А в качестве иллюстрации картина Павла Федотова: «Передняя частного пристава накануне большого праздника» (1837)
Опору полицейского аппарата составляли квартальные надзиратели. Они пользовались правами чиновника 11 класса. Роль квартальных надзирателей было чрезвычайно важной. В своем квартале им предписывалось быть не только стражем порядка, но и неким добрым и справедливым мессией. Вот например, некоторые из их функций, закрепленные в «Уставе благочиния»:
— Квартальный надзиратель имеет смотреть, чтобы все и всякий в его квартале остался в законно-предписанном порядке.
— Квартальный надзиратель в его квартале имеет попечение, чтоб молодые и младшие почитали старых и старших, и о повиновении слуг и служанок хозяевам и хозяйкам во всяком добре.
— Квартальный надзиратель в его квартале мирит и разнимает малые ссоры и споры.
— Имеет бдение, дабы всяк пропитался честно и сходно узаконению.
— Должен ведать о всех в квартале его ведомства живущих людях.

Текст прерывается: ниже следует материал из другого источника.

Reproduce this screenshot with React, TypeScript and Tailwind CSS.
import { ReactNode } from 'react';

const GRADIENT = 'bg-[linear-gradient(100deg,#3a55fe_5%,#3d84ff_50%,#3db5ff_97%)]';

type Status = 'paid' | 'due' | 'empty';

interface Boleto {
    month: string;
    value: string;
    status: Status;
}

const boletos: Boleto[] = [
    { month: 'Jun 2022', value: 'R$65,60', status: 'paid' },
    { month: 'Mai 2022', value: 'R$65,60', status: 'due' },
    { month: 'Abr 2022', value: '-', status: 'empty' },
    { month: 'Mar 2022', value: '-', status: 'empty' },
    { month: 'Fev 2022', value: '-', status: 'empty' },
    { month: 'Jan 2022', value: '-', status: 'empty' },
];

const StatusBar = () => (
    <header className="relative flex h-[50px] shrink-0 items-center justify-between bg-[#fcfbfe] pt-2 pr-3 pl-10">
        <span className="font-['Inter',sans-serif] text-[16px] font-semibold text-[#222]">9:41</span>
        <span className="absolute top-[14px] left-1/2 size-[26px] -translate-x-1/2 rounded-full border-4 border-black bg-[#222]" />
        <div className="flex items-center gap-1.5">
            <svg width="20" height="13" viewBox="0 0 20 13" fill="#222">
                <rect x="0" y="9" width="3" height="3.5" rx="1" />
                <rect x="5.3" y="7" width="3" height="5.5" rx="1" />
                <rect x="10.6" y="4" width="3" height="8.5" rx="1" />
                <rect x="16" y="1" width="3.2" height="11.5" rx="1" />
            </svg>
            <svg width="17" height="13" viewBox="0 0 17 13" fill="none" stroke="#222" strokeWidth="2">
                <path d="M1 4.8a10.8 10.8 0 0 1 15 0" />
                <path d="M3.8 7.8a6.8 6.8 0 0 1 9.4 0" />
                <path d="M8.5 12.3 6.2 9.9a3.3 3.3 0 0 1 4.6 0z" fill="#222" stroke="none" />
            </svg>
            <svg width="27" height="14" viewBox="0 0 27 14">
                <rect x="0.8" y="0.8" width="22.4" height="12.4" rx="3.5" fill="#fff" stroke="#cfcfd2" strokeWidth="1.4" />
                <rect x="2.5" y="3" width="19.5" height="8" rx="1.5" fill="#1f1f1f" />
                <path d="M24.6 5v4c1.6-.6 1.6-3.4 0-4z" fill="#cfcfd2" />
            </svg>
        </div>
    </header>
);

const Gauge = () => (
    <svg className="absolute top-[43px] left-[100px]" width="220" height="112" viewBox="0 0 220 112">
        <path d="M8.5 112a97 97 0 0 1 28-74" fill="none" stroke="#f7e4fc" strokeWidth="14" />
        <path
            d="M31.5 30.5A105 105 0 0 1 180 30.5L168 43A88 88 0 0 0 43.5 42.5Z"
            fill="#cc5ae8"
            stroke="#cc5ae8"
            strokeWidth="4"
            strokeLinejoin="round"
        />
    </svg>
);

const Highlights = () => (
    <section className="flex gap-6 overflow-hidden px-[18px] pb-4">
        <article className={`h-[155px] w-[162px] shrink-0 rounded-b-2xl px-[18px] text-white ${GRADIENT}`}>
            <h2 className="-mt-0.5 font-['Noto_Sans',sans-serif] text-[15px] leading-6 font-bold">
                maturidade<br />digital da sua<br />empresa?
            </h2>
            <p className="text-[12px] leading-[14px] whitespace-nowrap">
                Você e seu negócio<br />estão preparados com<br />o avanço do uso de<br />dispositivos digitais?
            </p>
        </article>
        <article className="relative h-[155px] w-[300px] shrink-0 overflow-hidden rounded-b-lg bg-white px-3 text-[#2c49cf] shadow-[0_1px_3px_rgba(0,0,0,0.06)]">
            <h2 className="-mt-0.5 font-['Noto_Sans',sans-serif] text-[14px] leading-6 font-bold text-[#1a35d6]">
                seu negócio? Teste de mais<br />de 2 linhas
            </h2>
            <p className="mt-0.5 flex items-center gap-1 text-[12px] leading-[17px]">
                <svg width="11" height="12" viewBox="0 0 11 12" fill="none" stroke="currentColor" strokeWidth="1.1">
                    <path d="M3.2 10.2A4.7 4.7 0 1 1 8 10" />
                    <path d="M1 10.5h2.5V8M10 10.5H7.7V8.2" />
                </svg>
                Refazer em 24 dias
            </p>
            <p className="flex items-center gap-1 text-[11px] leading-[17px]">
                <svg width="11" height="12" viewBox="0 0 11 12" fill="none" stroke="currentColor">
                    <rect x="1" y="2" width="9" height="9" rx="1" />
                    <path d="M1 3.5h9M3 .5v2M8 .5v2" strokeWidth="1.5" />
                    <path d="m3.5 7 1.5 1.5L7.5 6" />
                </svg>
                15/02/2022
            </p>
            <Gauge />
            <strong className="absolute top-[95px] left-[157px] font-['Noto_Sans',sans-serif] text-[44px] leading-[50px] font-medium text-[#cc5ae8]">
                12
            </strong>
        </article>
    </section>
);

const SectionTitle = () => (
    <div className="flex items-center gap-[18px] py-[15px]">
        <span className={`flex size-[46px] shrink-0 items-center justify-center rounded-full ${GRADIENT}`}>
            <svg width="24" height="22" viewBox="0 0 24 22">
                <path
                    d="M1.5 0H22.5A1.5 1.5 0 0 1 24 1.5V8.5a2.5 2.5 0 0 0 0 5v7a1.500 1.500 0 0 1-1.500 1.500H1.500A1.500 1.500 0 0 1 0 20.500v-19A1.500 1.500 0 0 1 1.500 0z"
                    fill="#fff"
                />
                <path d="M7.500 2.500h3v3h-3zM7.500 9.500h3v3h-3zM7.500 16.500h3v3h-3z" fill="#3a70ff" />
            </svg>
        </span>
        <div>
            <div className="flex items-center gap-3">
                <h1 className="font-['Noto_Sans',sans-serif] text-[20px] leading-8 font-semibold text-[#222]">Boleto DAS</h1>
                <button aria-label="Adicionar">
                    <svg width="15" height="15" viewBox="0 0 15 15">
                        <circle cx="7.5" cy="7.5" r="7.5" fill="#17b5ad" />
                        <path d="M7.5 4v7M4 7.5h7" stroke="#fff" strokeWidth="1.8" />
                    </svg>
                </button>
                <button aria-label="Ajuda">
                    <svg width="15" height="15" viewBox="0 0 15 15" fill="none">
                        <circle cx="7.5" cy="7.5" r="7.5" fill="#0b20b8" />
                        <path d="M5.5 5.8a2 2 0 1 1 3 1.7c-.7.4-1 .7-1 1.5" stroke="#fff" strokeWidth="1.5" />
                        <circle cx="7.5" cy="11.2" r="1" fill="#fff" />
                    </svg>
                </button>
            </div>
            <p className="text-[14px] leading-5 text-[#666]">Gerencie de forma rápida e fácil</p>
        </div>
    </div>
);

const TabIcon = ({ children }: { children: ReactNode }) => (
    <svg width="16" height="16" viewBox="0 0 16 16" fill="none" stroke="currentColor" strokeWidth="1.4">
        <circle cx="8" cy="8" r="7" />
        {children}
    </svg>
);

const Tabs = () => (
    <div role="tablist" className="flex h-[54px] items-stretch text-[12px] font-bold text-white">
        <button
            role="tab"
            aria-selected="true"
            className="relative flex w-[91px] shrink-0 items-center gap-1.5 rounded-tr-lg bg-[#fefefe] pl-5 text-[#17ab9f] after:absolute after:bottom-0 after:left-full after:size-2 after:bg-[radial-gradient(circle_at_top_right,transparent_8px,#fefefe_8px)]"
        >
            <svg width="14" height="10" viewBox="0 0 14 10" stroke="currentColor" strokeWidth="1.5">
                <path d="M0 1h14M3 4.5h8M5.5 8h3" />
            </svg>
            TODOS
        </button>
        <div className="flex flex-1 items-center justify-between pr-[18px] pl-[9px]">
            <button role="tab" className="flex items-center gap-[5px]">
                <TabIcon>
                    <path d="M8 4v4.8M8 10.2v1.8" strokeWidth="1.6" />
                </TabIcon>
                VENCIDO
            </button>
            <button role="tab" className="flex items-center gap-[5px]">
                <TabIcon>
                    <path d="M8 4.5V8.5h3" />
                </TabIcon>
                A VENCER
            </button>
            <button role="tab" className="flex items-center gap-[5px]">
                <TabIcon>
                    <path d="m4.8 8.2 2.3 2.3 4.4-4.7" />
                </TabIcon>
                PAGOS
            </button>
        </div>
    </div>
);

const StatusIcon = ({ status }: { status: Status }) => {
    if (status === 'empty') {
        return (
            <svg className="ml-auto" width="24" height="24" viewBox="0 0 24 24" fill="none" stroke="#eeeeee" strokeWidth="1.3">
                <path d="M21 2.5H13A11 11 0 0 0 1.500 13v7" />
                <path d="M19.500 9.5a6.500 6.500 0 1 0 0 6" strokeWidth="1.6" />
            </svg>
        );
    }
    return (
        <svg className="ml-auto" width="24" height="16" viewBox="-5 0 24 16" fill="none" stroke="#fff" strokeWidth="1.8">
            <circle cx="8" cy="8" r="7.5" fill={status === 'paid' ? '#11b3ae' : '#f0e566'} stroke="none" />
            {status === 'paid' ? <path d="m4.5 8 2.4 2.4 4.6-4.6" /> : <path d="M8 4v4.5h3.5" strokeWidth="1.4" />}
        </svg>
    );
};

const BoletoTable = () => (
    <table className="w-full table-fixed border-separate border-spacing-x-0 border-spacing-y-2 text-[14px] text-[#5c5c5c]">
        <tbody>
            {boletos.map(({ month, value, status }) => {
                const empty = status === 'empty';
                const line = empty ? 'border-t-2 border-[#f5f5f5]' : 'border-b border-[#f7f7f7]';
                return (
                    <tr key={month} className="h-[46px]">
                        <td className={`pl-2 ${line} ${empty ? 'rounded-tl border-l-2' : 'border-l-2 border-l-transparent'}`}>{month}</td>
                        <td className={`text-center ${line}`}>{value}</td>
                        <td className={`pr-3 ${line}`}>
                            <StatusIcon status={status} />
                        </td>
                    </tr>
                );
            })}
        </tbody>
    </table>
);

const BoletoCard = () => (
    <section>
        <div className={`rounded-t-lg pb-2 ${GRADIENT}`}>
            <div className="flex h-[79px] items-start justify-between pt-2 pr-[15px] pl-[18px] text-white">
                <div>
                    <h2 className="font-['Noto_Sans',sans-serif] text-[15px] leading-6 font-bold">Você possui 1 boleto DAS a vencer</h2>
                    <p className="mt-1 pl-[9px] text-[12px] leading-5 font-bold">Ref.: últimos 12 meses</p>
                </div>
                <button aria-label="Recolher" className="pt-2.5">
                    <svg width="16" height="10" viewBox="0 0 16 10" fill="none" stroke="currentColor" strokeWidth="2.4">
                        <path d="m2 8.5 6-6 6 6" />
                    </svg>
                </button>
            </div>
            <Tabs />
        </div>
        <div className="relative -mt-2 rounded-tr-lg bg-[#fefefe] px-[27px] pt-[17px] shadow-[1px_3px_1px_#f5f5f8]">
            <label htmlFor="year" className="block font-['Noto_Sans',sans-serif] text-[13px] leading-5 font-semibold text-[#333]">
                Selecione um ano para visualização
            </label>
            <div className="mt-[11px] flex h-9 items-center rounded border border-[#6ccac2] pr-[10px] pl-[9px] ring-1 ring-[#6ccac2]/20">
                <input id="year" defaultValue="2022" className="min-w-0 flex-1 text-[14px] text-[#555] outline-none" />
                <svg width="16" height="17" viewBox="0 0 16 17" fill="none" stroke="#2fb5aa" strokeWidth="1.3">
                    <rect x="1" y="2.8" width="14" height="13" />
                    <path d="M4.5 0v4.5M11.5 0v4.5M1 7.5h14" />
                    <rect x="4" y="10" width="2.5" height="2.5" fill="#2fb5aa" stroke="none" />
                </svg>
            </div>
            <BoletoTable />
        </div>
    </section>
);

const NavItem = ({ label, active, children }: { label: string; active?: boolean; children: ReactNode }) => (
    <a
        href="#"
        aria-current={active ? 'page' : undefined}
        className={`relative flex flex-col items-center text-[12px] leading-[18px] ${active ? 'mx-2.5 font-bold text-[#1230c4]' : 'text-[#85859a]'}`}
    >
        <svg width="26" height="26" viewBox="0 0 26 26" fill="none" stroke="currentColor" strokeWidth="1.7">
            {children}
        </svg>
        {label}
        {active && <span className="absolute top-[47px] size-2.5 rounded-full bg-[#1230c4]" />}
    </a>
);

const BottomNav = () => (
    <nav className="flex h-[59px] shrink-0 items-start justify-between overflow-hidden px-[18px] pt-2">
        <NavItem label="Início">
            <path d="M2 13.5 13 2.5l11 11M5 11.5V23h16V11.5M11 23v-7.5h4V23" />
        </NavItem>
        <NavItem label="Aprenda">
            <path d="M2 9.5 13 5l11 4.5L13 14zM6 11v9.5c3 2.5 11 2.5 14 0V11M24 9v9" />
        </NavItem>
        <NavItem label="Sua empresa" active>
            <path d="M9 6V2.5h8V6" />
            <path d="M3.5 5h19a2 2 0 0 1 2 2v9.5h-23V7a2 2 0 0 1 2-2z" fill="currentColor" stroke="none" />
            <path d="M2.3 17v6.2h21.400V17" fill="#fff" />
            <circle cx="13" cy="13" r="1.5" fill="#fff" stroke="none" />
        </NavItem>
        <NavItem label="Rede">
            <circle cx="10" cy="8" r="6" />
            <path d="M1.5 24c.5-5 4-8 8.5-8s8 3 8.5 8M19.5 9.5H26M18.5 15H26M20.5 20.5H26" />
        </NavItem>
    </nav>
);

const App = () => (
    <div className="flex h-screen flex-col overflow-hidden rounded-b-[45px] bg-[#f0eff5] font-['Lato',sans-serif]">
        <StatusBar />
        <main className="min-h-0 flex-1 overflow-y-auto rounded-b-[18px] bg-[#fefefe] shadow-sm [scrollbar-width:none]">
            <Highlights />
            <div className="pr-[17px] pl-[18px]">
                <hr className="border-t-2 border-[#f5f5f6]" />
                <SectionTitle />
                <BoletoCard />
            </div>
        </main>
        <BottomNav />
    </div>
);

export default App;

Однако понятно, что в реальной жизни квартальные не столь мудры и бескорыстны, как им предписывалось быть. Не гнушались они ни зуботычину отвесить, ни «барашка в бумажке» принять, но, как ни странно, за эту-то простоту народ их и уважал. Ну и конечно за то, что работу свою они выполняли исправно. Вот, например, в повести Гоголя «Нос» едва пропал нос у коллежского асессора Ковалева, а квартальный надзиратель уже отыскал его и принес хозяину:
«— Так, он! — закричал Ковалев. — Точно, он! Выкушайте сегодня со мною чашечку чаю.
— Почел бы за большую приятность, но никак не могу: мне нужно заехать отсюда в смирительный дом… Очень большая поднялась дороговизна на все припасы… У меня в доме живет и теща, то есть мать моей жены, и дети; старший особенно подает большие надежды: очень умный мальчишка, но средств для воспитания совершенно нет никаких…
Ковалев догадался и, схватив со стола красную ассигнацию, сунул в руки надзирателю, который, расшаркавшись, вышел за дверь, и в ту же почти минуту Ковалев слышал уже голос его на улице, где он увещевал по зубам одного глупого мужика, наехавшего с своею телегою как раз на бульвар».
И в реальной жизни квартальные довольно успешно находили пропажи. Главным образом за счет умелого ведения оперативной работы.